Nation Channel editor Adisak Limprungpatanakit said the legislation was a big move. All broadcasters - terrestrial, cable or satellite - would come under the same regulations.

"[Through greater transparency] there could be more cable operators and this will create new choices to benefit audiences as well as content providers," he said.

Though the law could be passed before the formation of a broadcasting commission and enforced by a provisional committee, he said it was better than having the Public Relations Department in sole charge of licensing.

Highlights of the bill's 92 articles include a clause to form a temporary committee chaired by the permanent secretary of the Prime Minister's Office. The director-general of the department or representatives of the National Police Bureau and the secretary-general of the National Telecommunications Commission will assist him. The Cabinet will nominate no more than five experts to the board.

It will be in charge of programming ratios, income generation and inventory of aired programmes. It is authorised to issue requirements on airtime allocation to outside content providers, as well as fees operators pay to content providers.

Once a broadcasting commission is formed, the committee will be abolished. However, the commission would not be empowered to revoke any action or decision made by the committee.

It was reported the Cabinet spent a long time debating the draft bill. Most questions were centred on the temporary board and the unit to govern the board. Defence, Information and Communications Technology, Interior and Transport and Communicat-ions ministers are concerned the law could have an impact on national security. They say the licensing process is too easy and operators could disseminate distorted information.

Some ministers are concerned the law will unequally benefit cable television.

The law classifies broadcasters into two: those operating on terrestrial frequencies and others by other means. Frequency-based operators are divided again into three: public, community and commercial. While the first two cannot make money from advertisements, the third can.

Meanwhile, Article 20 allows cable television operators to generate revenue from advertising. The clause demands commercial and cable licensees to contribute a portion of their "direct and indirect" advertising fees to a broadcasting fund that will allocate money for public and community purposes.

Radio licences issued under the new law will last seven years and television licences 15 years, with rights of renewal.

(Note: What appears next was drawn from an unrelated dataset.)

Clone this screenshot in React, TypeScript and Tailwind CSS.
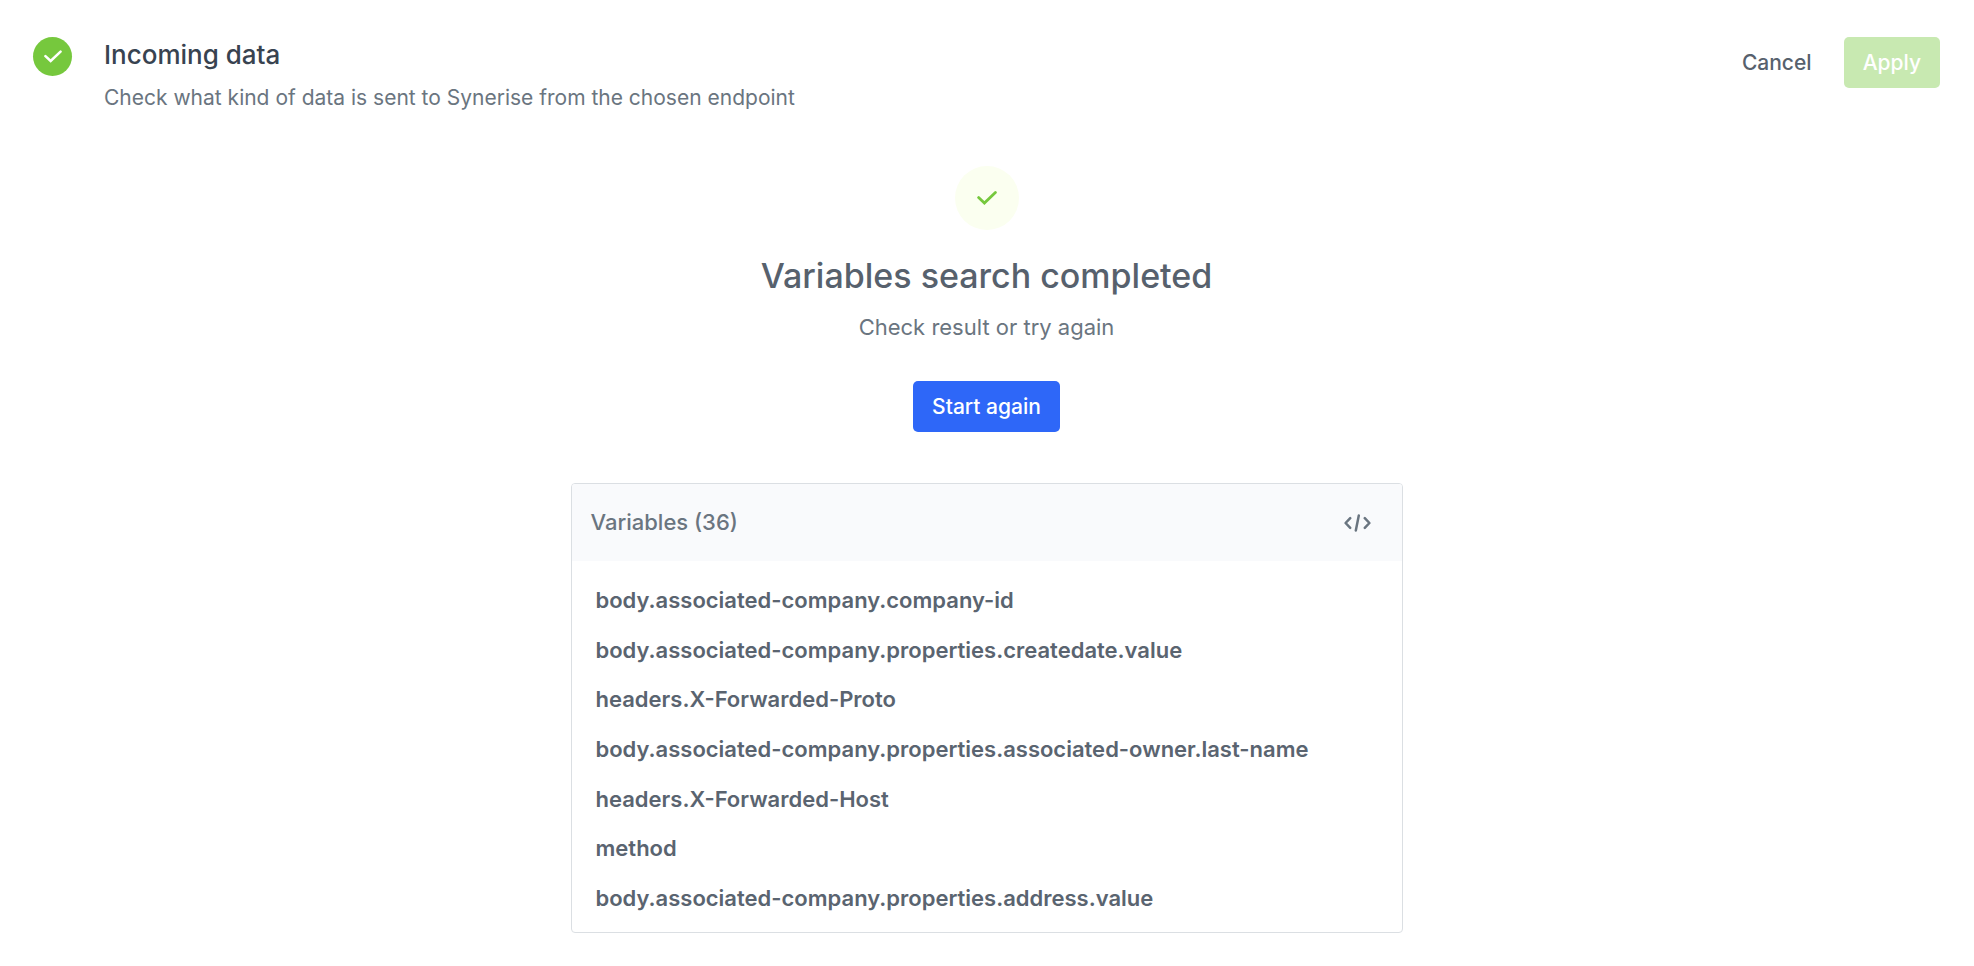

To avoid monopolies, the law brings all operators under the Competition Act and demands they not provide subsidies or own companies in related business.

It paves the way for cable television to seek revenue from advertisements. While saying commercial channels must pay annual contributions to the fund of no more than 5 per cent of all direct and indirect advertising income, cable television must contribute to the fund, too. However, the contribution from subscription-based broadcasting is calculated from the number of subscribers and income from direct and indirect advertisements and other service fees.

True Visions, which operates under an MCOT concession, will be issued a new licence. And, it is commanded to share revenue with the fund. Thirapat said the new contribution would be higher than the concession fee.

Free-to-air television stations will operate under existing concessions until they need to be renewed, then new licences will be required.

An ethics committee will be established, too.